When a stock trades for less than a dollar for an extended period of time, it will eventually get delisted from the New York Stock Exchange. A stock doesn’t automatically get delisted the moment the stock falls below the $1 mark, but it sets into motion a probationary period that will eventually result in the business leaving the major stock exchanges to trade through the over-the-counter markets instead. This diminished marketability also takes a little bit of value off the stock. To be fair, this is one of the least of my concerns about penny stock investing.
I mention all of these things because, from a logical perspective, it shouldn’t seem to matter the price at which you’re granted access to shares. Heck, in Great Britain, there is even something equivalent to a low value stock market that has a proud tradition of producing blue-chip firms.

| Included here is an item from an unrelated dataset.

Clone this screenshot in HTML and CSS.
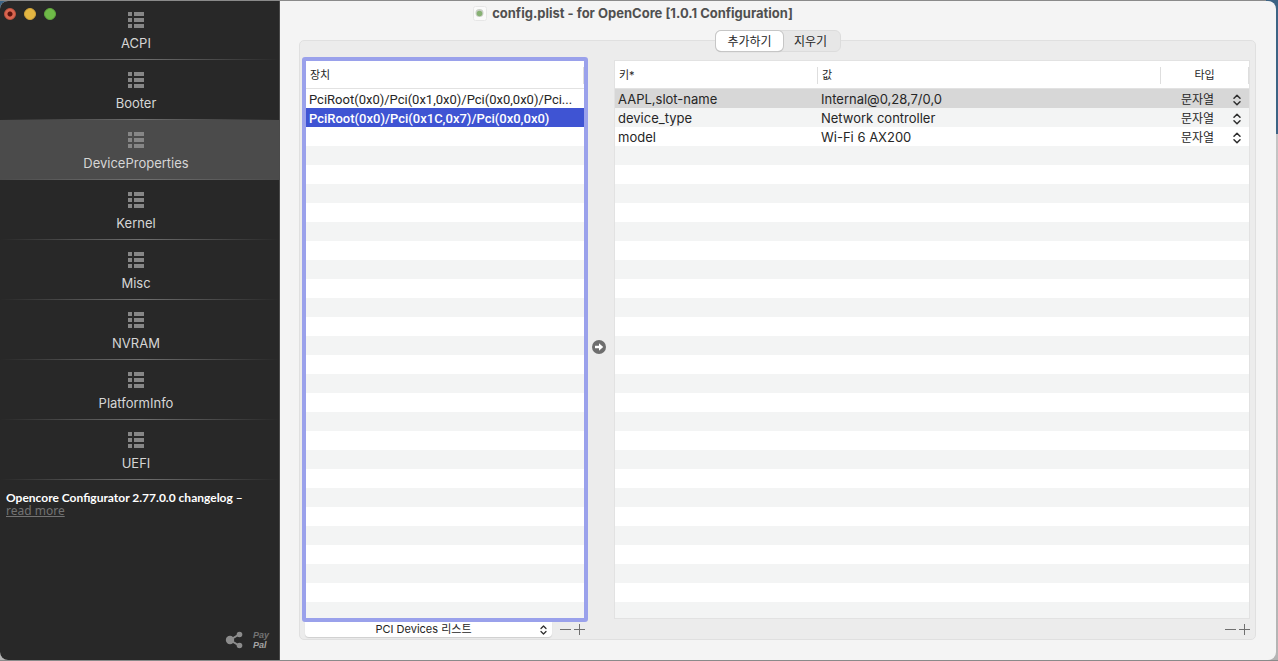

But that doesn’t work with penny stocks in the United States. Because stocks are initially listed at around $10 per share, the sub-dollar value means that the stock has already experienced at least a 90% price decline. The tradition of par value requirements when incorporating businesses also cuts out the possibility of equity-based financing for nearly insolvent firms, meaning that penny stocks are likely to carry debt at practically usurious interest rates. And lastly, the low trading value is often a precursor to delisting which means that the stock will have lower marketability and thus a lower value. I mean, can anyone even think of a penny stock investment that ever worked out well over a 5+ year time horizon? For the reasons mentioned above, I regard penny stocks as categorically poor investments.